Molti centri sono gestiti da associazioni cattoliche che danno assistenza da anni a tutti, indipendentemente dal credo. Ma spesso sono loro stessi a sentirsi trascurati dalle alte sfere della Chiesa USA. Certo, il messaggio di Papa Francesco non è stato ignorato: lo scorso settembre, in occasione del Labor Day, il vescovo Stephen E. Blaire di Stockon, California, presidente della Commissione per la Giustizia domestica e lo sviluppo umano della Conferenza episcopale, in un comunicato ha riportato le parole del Papa sul lavoro come diritto di tutti e forma di dignità umana e ha posto l’attenzione sul numero sempre più alto di disoccupati e sul calo dei salari. E ancor prima, in agosto, il vescovo Robert McElroy nel suo blog sul sito dell’USCCB (United States Conference Catholic Bishops) aveva elencato le cinque più significative frasi fino ad allora pronunciate dal pontefice su povertà e disuguaglianza economica e aveva aggiunto tra le altre cose: “Non sono solo le misure politiche che ignorano i poveri, ma anche le nostre abitudini”.
E infatti quest’ultime sono le più dure a morire.
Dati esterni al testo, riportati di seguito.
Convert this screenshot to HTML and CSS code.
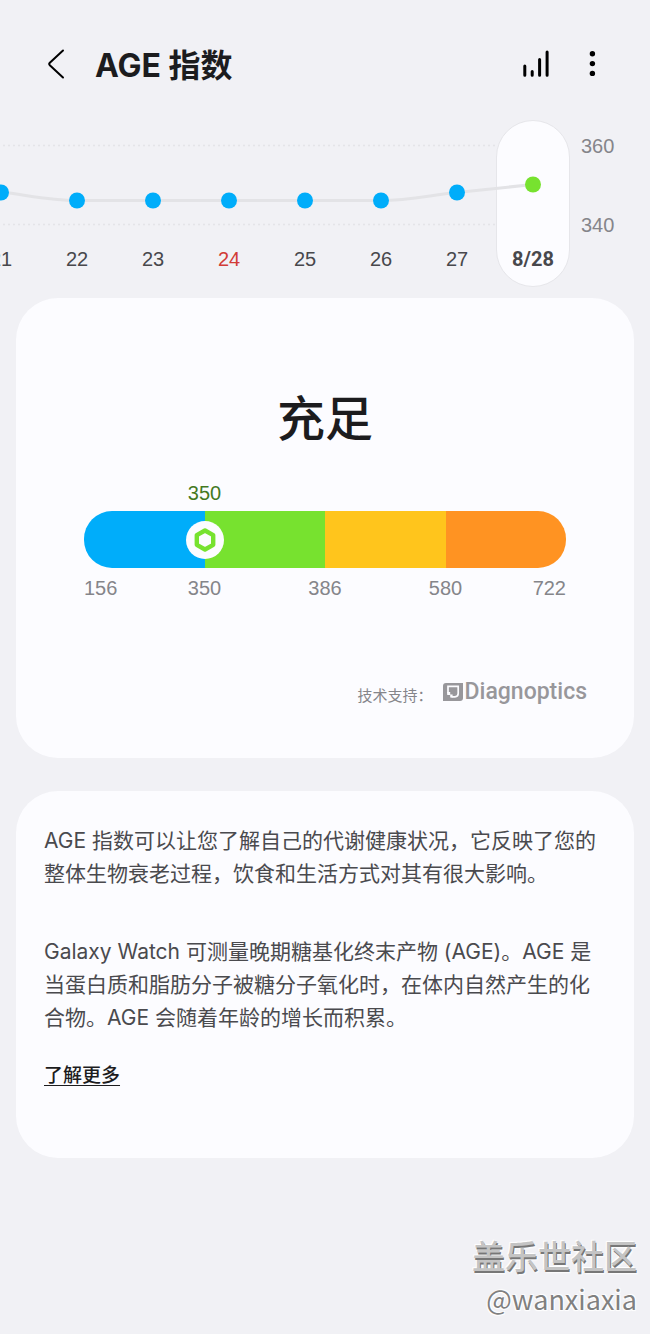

Pochi mesi dopo il post di McElroy, a novembre, in occasione dell’annuale conferenza episcopale a Baltimora, si era discusso ancora una volta di riforma sanitaria, aborto e matrimoni gay.
Eppure fino agli anni Ottanta non sono mancate le voci forti e progressiste anche tra i vescovi. Quando e perché si sono fatti più conservatori? “In passato, fino agli Anni Quaranta, si sono preoccupati di temi come la povertà perché a loro volta venivano da famiglie povere di immigrati – spiega il gesuita Thomas Reese – Erano vicini ai sindacati perché avevano fratelli e sorelle che erano parte della classe operaia. Ma dopo la Seconda Guerra Mondiale molti più cattolici, soprattutto bianchi, incominciarono ad andare all’università e diventarono parte della classe media”. Quindi prima di tutto c’è stato un significativo cambiamento demografico. Poi, secondo Reese, ha avuto molto peso anche la sentenza Roe v. Wade della Corte Suprema sull’aborto che ha fatto suonare un campanello d’allarme per i vescovi. In questa battaglia si schierarono anche i repubblicani che vi vedevano un’opportunità per catturare il voto dei cattolici. L’aborto ha cambiato la politica dei vescovi, poi sono arrivati i matrimoni gay e gli anticoncezionali sotto l’Obamacare.
A detta del gesuita se oggi i vescovi si occupassero di più di poveri e di giustizia economica, ciò significherebbe per loro un inevitabilmente spostamento verso sinistra ma non vogliono perdere il sostegno dei repubblicani sulla battaglia dei temi morali. Da qui lo scetticismo di Reese su un cambio d’agenda dei vescovi.
Non mancano però segni incoraggianti. Il 18 marzo l’arcidiocesi di Baltimora ha organizzato un simposio alla Loyola University intitolato The Francis Factor e alcuni vescovi, soprattutto gli ispanici che hanno a cuore le sorti degli immigrati, iniziano a chiedersi come si può influenzare la politica per essere di maggior sostegno ai poveri. Il banco di prova sarà comunque la prossima conferenza episcopale in autunno.